Утром город просыпался уже в новом, весеннем воздухе. От него хотелось то ли спать, то ли делать глупости. И разговоры были весенние, и взгляды, и некоторая путаница в самых обыденных делах. От масленицы до самой вербной недели все было как-то странно смещено, и Анна никогда не могла разобраться, был ли этот промежуток бесконечно долгим или, наоборот, пролетал быстрее, чем ей хотелось.
Можно было, возвращаясь из гимназии, покупать ранние фиалки, вылавливать их из ледяной воды в мисках торговок и смеяться, как мгновенно краснеют пальцы. Самым лучшим, самым своим местом во всем мире был тот самый малиновый диванчик в комнате Зины, где они, теперь уже втроем, говорили о важном, захватывающем и немножко стыдном.
— А ты будешь выходить замуж? Я — так никогда! Зина, гадкая девчонка, что ты опять смеешься?
— А есть примета: кто так говорит, раньше всех замуж пойдет.
— Чепуха какая.
Римма снисходительно улыбнулась, точно как дядя Моисей, когда он говорил о провинциальных предрассудках.
А вот увидишь. Ты будешь в белом платье, и цветы в руках, а мы будем тебя поздравлять и ужасно, ужасно завидовать, потому что мы с Анной будем еще незамужние, а ты — уже дама. В шляпке из Парижа.
— Да-да, — подключилась Анна, — и у тебя потом будет ребеночек, такой кудрявый, а мы будем дарить ему игрушки.

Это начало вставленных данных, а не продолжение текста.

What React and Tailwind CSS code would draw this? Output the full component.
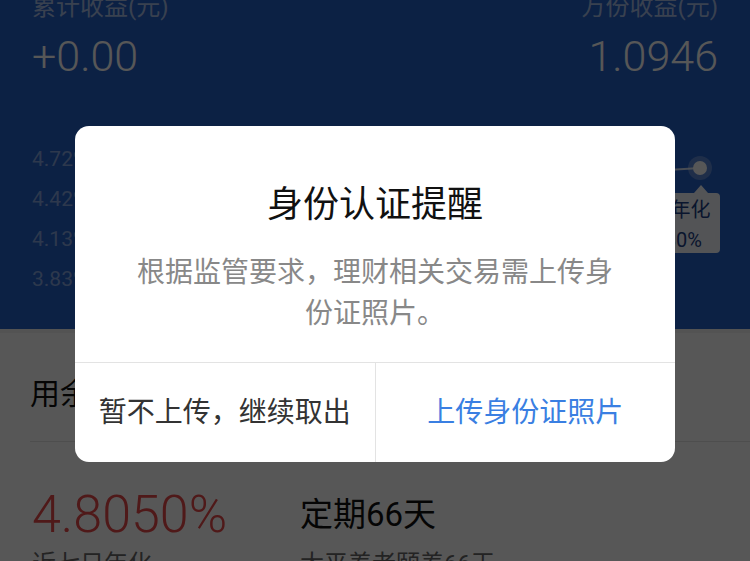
import React from "react";

const ticks = ["4.72%", "4.42%", "4.13%", "3.83%"];

const App = () => {
  return (
    <div className="relative w-[750px] h-[561px] overflow-hidden bg-white font-['Roboto','Noto_Sans_CJK_SC',sans-serif]">
      {/* Blue header */}
      <div className="h-[329px] bg-[#2460c8] px-[32px] flex flex-col">
        <div className="flex justify-between -mt-[9px] text-[24px] leading-[32px] text-white/60">
          <span>累计收益(元)</span>
          <span>万份收益(元)</span>
        </div>
        <div className="flex justify-between mt-[8px] text-[43px] leading-[50px] font-light text-white">
          <span>+0.00</span>
          <span>1.0946</span>
        </div>

        {/* Chart */}
        <div className="relative mt-[66px] h-[170px]">
          <div className="flex flex-col gap-[16px] text-[21px] leading-[24px] text-white/45">
            {ticks.map((t) => (
              <span key={t}>{t}</span>
            ))}
          </div>
          <svg className="absolute left-[500px] top-0 w-[180px] h-[60px]" viewBox="0 0 180 60">
            <polyline points="0,27 120,24 168,21" fill="none" stroke="rgba(255,255,255,0.8)" strokeWidth="2" />
            <circle cx="168" cy="21" r="12" fill="rgba(255,255,255,0.25)" />
            <circle cx="168" cy="21" r="7" fill="#ffffff" />
          </svg>
          {/* Tooltip */}
          <div className="absolute right-[-2px] top-[46px] w-[90px] h-[60px] rounded-[4px] bg-white/95 text-[#1d3f86] text-[20px] leading-[30px] text-center pt-[2px]">
            <div className="absolute right-[12px] -top-[8px] w-0 h-0 border-x-[7px] border-x-transparent border-b-[8px] border-b-white/95" />
            <div>7日年化</div>
            <div>4.80%</div>
          </div>
        </div>
      </div>

      {/* Lower page */}
      <div className="bg-[#f2f2f2] h-[4px]" />
      <div className="bg-white">
        <div className="ml-[30px] h-[109px] border-b border-[#e5e5e5] flex items-center text-[30px] text-[#111] pt-[12px]">
          用余额宝转入赚收益
        </div>
        <div className="flex px-[32px] pt-[46px]">
          <div className="w-[268px]">
            <div className="text-[52px] leading-[54px] font-light text-[#e84a4a]">4.8050%</div>
            <div className="text-[24px] leading-[32px] text-[#666] mt-[6px]">近七日年化</div>
          </div>
          <div>
            <div className="text-[33px] leading-[54px] text-[#111]">定期66天</div>
            <div className="text-[24px] leading-[32px] text-[#666] mt-[6px]">太平养老颐养66天</div>
          </div>
        </div>
      </div>

      {/* Mask + dialog */}
      <div className="absolute inset-0 bg-black/[0.66] flex justify-center items-start pt-[126px]">
        <div className="w-[600px] bg-white rounded-[14px] overflow-hidden">
          <div className="pt-[57px] pb-[28px] px-[56px] text-center">
            <div className="text-[36px] leading-[44px] text-[#111]">身份认证提醒</div>
            <div className="mt-[25px] text-[28px] leading-[41px] text-[#888]">
              根据监管要求，理财相关交易需上传身份证照片。
            </div>
          </div>
          <div className="flex h-[100px] border-t border-[#e3e3e3] text-[28px]">
            <button className="flex-1 flex items-center justify-center text-[#333] border-r border-[#e3e3e3]">
              暂不上传，继续取出
            </button>
            <button className="flex-1 flex items-center justify-center text-[#3a7fe2]">
              上传身份证照片
            </button>
          </div>
        </div>
      </div>
    </div>
  );
};

export default App;
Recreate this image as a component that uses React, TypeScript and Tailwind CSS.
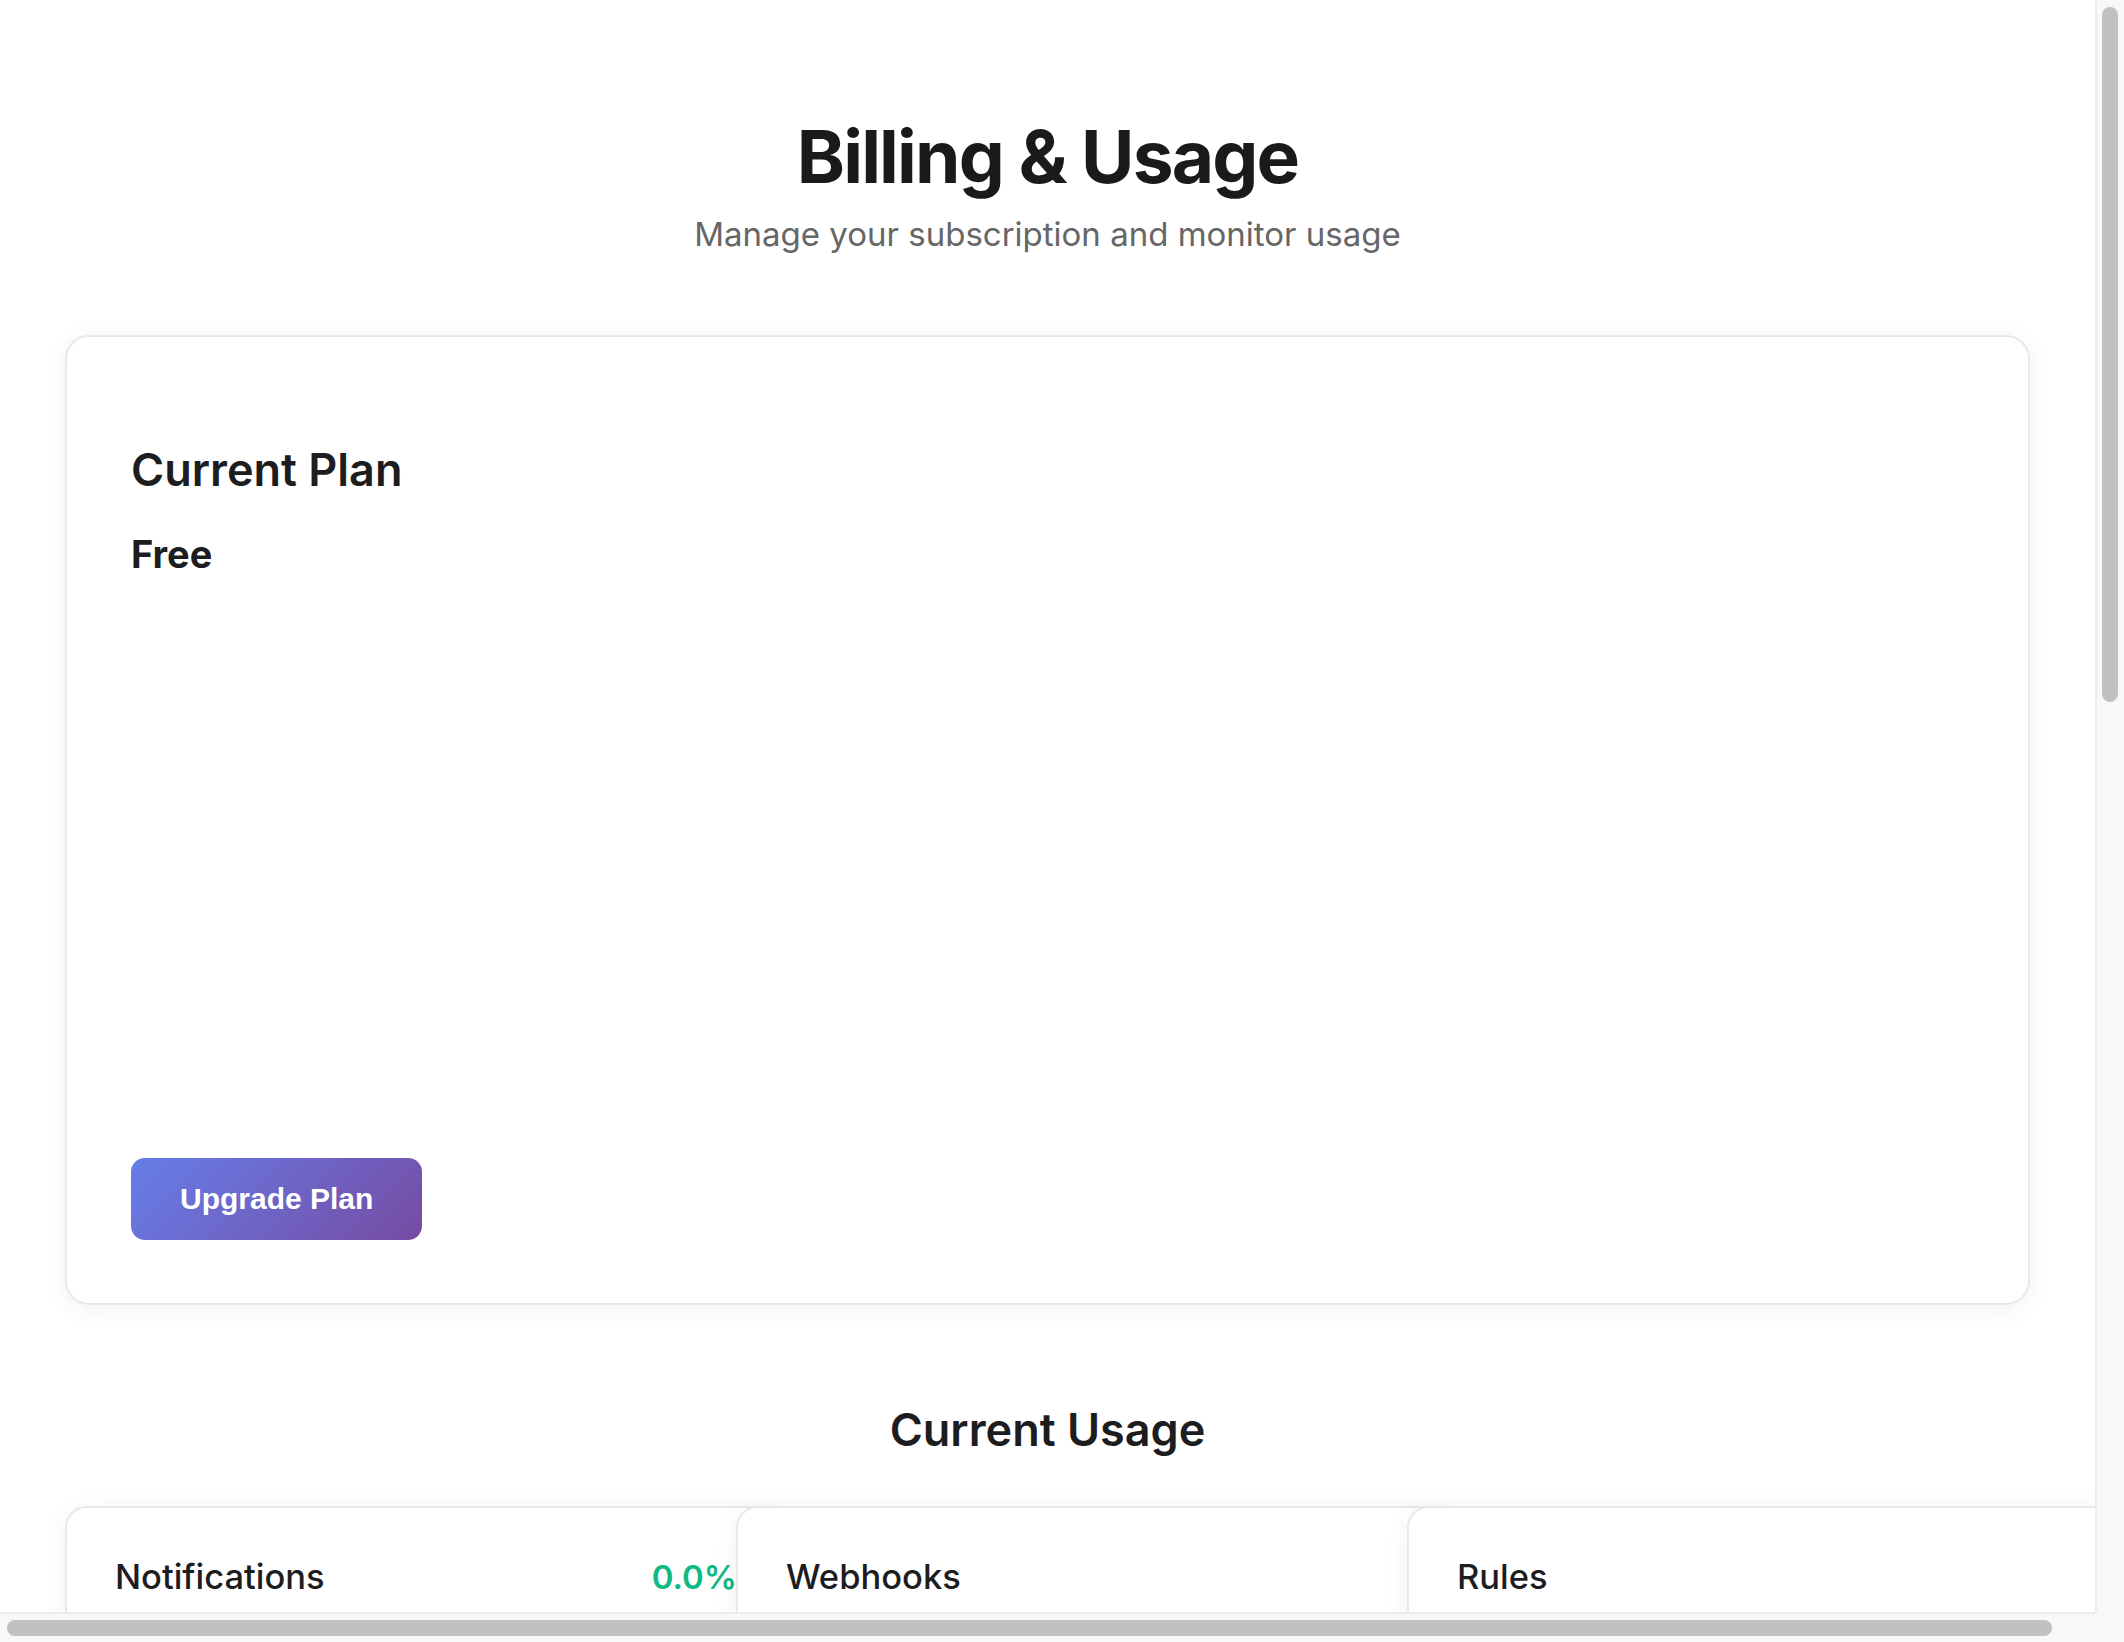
import React from "react";

const usage = [
  { label: "Notifications", pct: "0.0%" },
  { label: "Webhooks", pct: "" },
  { label: "Rules", pct: "" },
];

const UsageCard = ({ label, pct }: { label: string; pct: string }) => (
  <div className="w-[722px] rounded-[22px] border-2 border-[#e8e8ed] bg-white px-[48px] pt-[48px] pb-[48px] shadow-[0_4px_24px_rgba(0,0,0,0.06)]">
    <div className="flex items-baseline justify-between">
      <span className="text-[34.5px] leading-[42px] font-medium text-[#1d1d1f]">{label}</span>
      {pct && <span className="text-[33px] leading-[42px] font-semibold text-[#10b981]">{pct}</span>}
    </div>
    <div className="h-[120px]" />
  </div>
);

const App = () => {
  return (
    <div className="flex h-screen w-screen flex-col overflow-hidden bg-white font-['Inter','Noto_Sans',sans-serif] text-[#1d1d1f]">
      <div className="flex min-h-0 flex-1">
        <main className="min-w-0 flex-1 overflow-hidden px-[65px]">
          {/* header */}
          <header className="pt-[112px] text-center">
            <h1 className="text-[73px] leading-[90px] font-bold tracking-[-0.025em] text-[#1a1a1a]">Billing &amp; Usage</h1>
            <p className="mt-[7px] text-[33px] leading-[51px] text-[#666666]">Manage your subscription and monitor usage</p>
          </header>

          {/* current plan */}
          <section className="mt-[75px] rounded-[24px] border-2 border-[#e8e8ed] bg-white p-[64px] pb-[63px] shadow-[0_4px_24px_rgba(0,0,0,0.06)]">
            <h3 className="mt-[41px] text-[45px] leading-[56px] font-semibold">Current Plan</h3>
            <p className="mt-[34px] text-[38px] leading-[44px] font-bold">Free</p>
            <button className="mt-[582px] rounded-[14px] bg-[linear-gradient(135deg,#667eea_0%,#764ba2_100%)] px-[49px] py-[24px] font-['Liberation_Sans',Arial,sans-serif] text-[30px] leading-[34px] font-bold text-white">
              Upgrade Plan
            </button>
          </section>

          {/* usage */}
          <h2 className="mt-[97px] text-center text-[45px] leading-[56px] font-semibold">Current Usage</h2>
          <div className="mt-[48px] grid grid-cols-[repeat(3,671px)]">
            {usage.map((u) => (
              <UsageCard key={u.label} label={u.label} pct={u.pct} />
            ))}
          </div>
        </main>

        {/* vertical scrollbar */}
        <div className="w-[29px] shrink-0 border-l-2 border-[#ebebeb] bg-[#f8f8f8] pt-[7px] pl-[5px]">
          <div className="h-[695px] w-[16px] rounded-full bg-[#c1c1c1]" />
        </div>
      </div>

      {/* horizontal scrollbar */}
      <div className="flex h-[30px] shrink-0">
        <div className="flex-1 border-t-2 border-[#ebebeb] bg-[#f8f8f8] pt-[6px] pl-[7px]">
          <div className="h-[16px] w-[2045px] rounded-full bg-[#c1c1c1]" />
        </div>
        <div className="w-[29px] bg-[#f8f8f8]" />
      </div>
    </div>
  );
};

export default App;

— Да ни за что на свете! Я стану певицей и уеду в Италию, и буду петь там а Милане. И все мужчины будут на меня смотреть, а я — ни на кого.
— Ну так выйдешь замуж за итальянца. Тем более ребеночек будет кудрявый.
— Да что вы ко мне с ребеночком!
Римма яростно полыхнула глазами, но девочки так дружно рассмеялись, что не выдержала и она. Такие разговоры всегда у них кончались смехом, потому что тема была все-таки опасная, и лучше было шутить либо говорить о других. Любовь была страшноватой то ли игрой, то ли болезнью, от которой нет лекарств. От нее мужчины стрелялись, женщины травились либо бросались под поезда. Любовь казалась тем красивее, чем страшнее был ее конец. К тому же книги о любви, если и заканчивались свадьбой, то дальше, видно, не происходило ничего достойного внимания, а значит, все равно это был конец.
— Ну вот ты где-нибудь читала, чтобы муж и жена друг друга — любили? Возьми хоть Толстого, хоть кого. Помнишь, там граф Николай своей Мари объясняет, что не любит он ее, а она ему — как палец, и отрезать нельзя. Фу, гадость какая!